Entries with page source code:
** Start **

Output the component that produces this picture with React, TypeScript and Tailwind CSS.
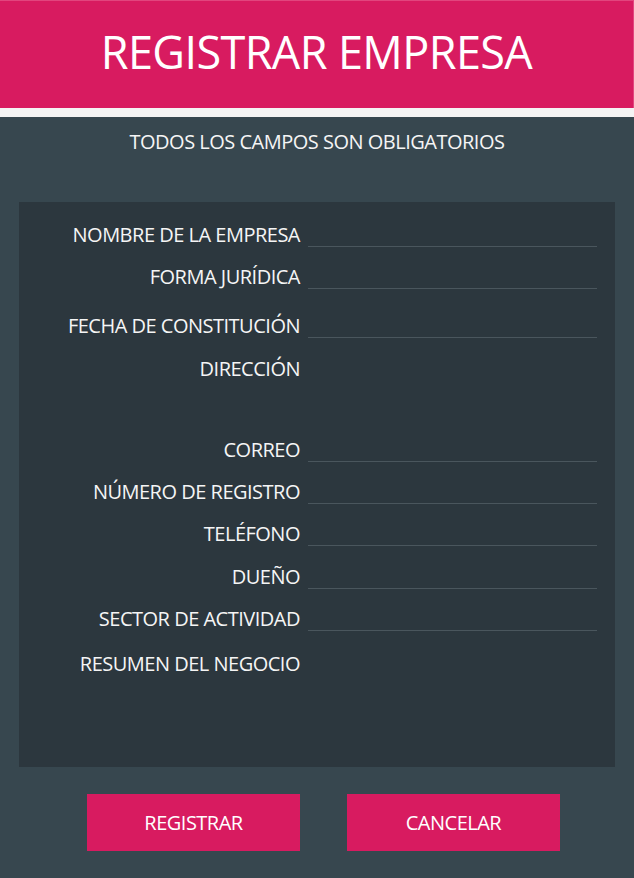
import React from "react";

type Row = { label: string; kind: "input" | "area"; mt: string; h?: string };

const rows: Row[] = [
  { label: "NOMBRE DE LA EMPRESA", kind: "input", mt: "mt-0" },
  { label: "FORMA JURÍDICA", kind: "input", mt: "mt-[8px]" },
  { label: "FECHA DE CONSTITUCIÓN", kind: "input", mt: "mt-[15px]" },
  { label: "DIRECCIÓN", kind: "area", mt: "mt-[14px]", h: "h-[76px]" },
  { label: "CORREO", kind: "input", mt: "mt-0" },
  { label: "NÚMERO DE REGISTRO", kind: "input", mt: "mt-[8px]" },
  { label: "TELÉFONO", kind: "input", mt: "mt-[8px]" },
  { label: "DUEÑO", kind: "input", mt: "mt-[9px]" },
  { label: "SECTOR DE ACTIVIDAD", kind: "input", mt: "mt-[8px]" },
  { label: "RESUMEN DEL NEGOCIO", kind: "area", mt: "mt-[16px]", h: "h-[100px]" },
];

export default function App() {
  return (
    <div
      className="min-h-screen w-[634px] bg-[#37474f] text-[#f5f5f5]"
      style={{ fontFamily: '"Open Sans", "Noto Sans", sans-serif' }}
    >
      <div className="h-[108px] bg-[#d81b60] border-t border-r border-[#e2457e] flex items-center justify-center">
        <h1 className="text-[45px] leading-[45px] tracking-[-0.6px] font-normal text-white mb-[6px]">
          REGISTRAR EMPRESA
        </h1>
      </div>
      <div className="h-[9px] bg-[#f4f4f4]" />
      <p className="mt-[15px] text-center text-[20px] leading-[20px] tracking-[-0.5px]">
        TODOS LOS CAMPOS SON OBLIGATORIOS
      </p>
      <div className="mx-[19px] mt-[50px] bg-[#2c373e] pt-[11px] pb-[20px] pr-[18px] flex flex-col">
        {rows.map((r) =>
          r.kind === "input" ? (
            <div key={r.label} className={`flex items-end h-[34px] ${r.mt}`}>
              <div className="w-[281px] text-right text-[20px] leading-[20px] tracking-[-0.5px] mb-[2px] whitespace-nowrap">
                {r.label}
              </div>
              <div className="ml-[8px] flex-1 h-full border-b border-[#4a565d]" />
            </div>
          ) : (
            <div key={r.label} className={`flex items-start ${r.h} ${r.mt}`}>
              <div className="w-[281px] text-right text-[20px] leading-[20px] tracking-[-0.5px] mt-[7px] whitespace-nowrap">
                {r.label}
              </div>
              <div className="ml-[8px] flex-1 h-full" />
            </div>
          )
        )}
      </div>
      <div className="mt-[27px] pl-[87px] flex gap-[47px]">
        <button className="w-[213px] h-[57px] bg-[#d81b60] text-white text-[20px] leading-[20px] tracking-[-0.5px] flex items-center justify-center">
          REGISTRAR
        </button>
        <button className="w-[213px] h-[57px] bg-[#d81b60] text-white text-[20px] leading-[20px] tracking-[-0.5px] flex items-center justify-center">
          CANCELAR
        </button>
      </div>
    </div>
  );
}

** End **
** Start **

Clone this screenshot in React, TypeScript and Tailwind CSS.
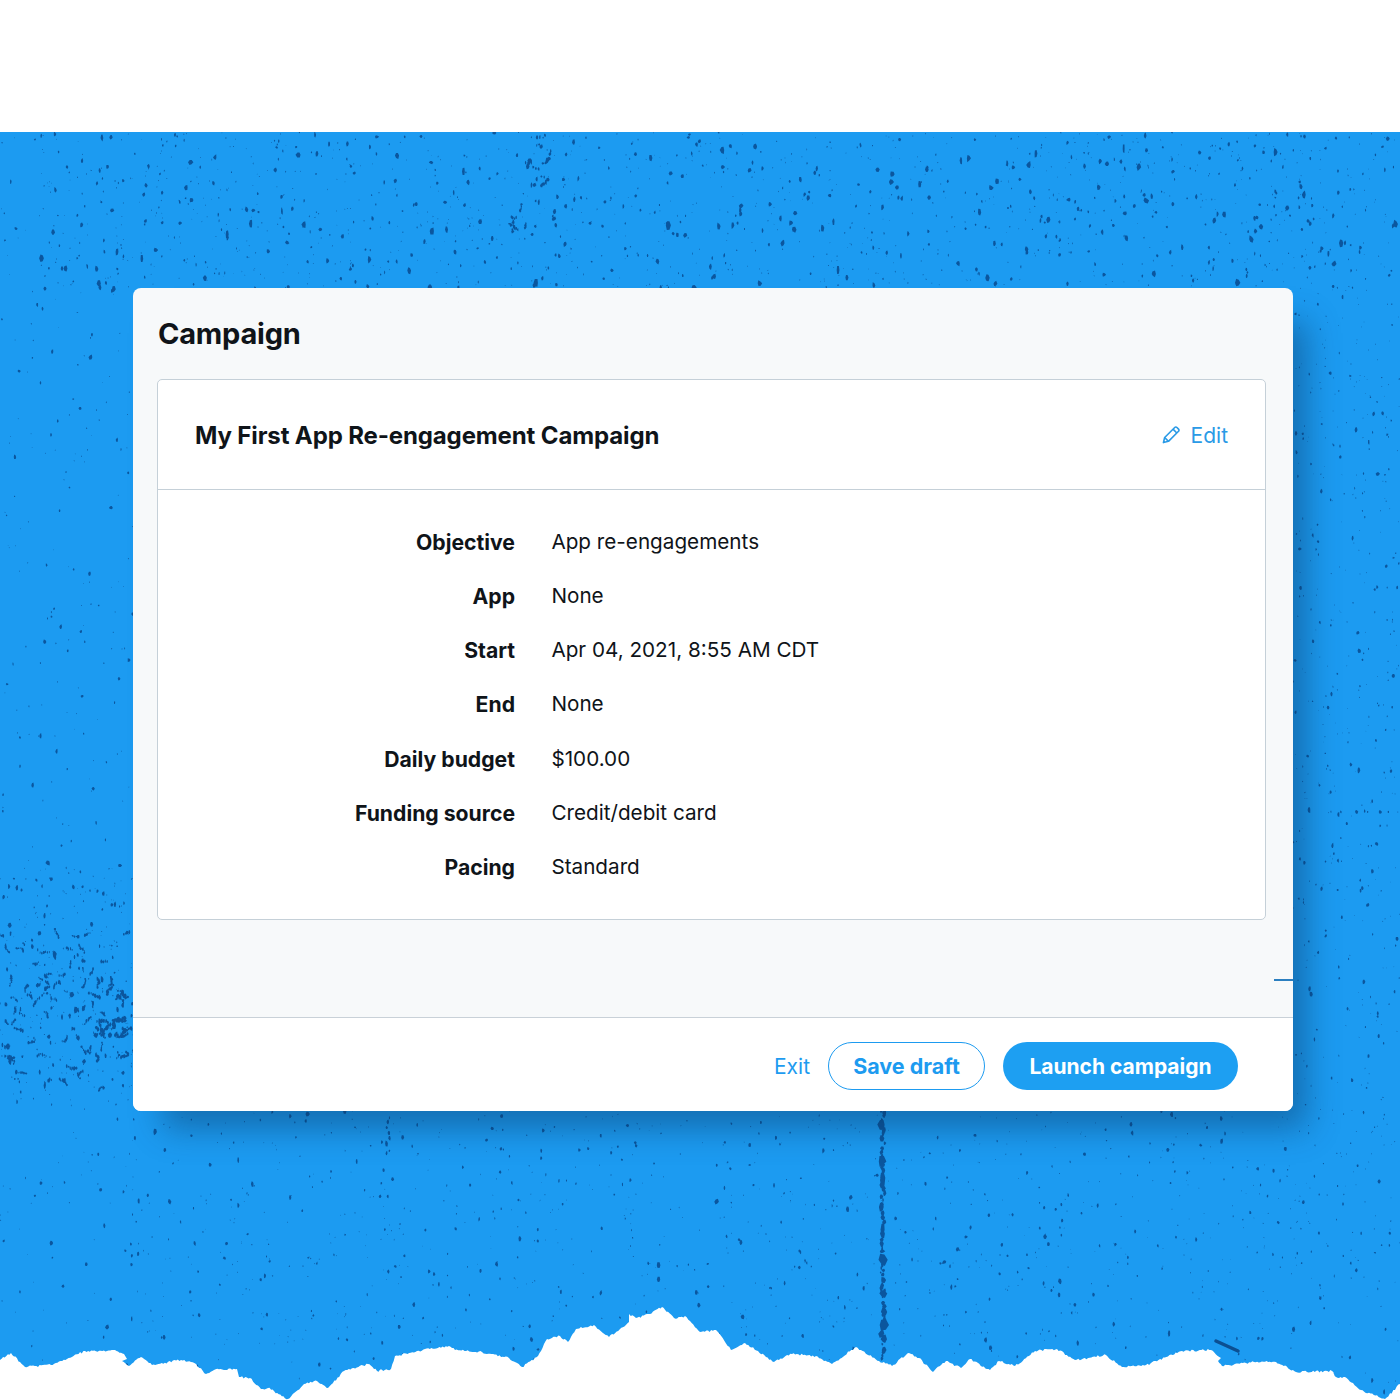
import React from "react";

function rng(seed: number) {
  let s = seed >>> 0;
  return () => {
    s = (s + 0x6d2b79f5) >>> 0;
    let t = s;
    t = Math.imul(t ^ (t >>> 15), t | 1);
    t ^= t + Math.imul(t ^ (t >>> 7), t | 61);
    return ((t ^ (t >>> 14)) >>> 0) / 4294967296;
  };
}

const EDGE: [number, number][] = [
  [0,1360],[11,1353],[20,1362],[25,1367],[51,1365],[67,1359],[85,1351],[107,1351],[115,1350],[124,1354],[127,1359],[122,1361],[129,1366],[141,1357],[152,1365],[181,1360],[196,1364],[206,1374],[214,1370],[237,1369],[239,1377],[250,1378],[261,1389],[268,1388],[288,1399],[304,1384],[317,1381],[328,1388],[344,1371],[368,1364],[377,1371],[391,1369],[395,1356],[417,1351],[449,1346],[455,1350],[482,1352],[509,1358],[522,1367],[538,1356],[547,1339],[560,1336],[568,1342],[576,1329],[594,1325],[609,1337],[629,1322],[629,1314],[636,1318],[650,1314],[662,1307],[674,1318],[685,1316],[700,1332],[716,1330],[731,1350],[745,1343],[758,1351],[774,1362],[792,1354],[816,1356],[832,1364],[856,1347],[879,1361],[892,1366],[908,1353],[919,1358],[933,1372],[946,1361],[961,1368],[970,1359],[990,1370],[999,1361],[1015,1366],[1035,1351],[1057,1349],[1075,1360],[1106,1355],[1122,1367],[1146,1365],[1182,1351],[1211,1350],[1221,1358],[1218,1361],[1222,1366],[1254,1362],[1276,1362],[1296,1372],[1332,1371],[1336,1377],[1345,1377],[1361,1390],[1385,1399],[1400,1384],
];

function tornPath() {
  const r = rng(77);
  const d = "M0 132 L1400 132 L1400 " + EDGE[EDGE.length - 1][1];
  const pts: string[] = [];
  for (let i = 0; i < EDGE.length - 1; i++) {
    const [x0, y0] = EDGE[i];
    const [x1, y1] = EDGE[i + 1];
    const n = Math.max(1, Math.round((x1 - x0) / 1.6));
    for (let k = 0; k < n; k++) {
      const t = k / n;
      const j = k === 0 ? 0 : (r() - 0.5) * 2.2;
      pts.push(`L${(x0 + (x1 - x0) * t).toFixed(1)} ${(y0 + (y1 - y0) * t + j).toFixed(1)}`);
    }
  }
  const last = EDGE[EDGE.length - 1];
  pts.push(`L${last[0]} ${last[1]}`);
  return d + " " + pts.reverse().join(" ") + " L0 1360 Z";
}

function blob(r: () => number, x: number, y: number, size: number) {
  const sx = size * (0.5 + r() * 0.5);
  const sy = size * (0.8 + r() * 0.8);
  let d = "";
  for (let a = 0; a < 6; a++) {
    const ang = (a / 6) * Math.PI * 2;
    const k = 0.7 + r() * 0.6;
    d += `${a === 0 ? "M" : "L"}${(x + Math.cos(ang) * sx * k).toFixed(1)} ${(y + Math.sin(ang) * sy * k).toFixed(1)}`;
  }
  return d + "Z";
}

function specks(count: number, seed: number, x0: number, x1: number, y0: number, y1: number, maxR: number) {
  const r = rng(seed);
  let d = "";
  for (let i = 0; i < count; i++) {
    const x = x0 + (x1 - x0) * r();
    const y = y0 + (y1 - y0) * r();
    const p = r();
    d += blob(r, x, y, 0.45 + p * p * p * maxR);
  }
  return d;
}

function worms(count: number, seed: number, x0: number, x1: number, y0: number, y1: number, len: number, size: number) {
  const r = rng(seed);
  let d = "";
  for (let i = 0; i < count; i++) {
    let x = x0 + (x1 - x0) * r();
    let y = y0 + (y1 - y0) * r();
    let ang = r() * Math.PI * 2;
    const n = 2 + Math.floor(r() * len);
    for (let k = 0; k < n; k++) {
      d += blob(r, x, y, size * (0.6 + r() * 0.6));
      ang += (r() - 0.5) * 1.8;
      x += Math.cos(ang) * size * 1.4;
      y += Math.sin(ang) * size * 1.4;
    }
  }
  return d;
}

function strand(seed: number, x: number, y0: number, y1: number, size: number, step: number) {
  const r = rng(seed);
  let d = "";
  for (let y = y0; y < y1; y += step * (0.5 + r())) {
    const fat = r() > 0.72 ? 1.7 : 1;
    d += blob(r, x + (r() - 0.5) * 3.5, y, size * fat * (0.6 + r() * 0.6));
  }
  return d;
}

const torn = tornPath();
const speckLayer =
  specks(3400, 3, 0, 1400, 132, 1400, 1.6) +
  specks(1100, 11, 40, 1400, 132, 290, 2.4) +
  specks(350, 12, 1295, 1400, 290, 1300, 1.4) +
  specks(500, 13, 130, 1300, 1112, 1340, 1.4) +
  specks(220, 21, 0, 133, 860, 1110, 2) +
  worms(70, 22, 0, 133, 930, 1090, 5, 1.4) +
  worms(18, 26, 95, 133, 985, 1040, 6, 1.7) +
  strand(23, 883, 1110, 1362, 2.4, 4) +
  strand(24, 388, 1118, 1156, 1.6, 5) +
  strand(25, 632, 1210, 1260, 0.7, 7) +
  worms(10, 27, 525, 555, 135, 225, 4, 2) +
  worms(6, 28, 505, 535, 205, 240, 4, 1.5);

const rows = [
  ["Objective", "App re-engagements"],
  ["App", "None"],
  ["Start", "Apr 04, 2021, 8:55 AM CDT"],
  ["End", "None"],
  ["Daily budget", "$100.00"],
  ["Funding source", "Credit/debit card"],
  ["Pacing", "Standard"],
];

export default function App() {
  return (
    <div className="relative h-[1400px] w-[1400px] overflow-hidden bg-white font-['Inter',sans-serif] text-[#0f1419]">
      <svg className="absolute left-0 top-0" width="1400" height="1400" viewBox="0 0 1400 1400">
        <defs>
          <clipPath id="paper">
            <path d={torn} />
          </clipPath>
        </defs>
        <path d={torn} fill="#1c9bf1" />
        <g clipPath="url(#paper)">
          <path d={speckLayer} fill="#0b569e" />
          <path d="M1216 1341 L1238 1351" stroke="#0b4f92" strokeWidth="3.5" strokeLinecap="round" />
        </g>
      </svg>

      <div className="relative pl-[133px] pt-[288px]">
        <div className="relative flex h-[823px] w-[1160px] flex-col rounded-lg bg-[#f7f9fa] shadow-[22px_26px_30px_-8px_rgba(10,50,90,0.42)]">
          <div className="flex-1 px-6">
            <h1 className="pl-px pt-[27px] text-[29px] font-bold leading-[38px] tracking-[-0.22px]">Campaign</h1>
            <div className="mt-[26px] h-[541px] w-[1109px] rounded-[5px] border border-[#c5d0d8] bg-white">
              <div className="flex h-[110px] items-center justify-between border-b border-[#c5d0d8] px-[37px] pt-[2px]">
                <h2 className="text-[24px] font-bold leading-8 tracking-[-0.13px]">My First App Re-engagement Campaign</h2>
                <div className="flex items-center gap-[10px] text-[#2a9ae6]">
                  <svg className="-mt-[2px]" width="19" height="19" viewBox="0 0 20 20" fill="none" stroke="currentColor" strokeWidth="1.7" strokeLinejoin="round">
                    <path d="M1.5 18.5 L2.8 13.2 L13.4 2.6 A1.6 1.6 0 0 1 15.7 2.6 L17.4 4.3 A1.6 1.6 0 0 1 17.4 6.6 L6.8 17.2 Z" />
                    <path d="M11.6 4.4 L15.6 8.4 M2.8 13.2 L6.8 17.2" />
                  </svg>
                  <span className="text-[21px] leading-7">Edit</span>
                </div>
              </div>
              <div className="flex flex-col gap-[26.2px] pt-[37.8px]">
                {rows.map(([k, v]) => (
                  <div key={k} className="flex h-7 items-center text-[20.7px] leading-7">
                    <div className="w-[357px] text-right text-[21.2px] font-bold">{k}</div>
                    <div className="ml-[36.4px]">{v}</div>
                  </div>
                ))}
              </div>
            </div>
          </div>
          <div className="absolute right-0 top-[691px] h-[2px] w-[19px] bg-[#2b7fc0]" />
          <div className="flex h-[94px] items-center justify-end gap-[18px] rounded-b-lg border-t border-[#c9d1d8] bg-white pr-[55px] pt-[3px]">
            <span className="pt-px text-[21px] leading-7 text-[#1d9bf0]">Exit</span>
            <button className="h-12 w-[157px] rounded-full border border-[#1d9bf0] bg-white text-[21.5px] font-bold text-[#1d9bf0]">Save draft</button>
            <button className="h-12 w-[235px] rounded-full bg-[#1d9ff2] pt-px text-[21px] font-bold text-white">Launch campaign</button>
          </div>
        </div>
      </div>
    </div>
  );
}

** End **

**Job:** Among the entries above, take the lines from the one with "Output the component" through the one with "string; h?: string" and retype them exactly, leaving out the pictures.

**Response for this exercise:**
Output the component that produces this picture with React, TypeScript and Tailwind CSS.
import React from "react";

type Row = { label: string; kind: "input" | "area"; mt: string; h?: string };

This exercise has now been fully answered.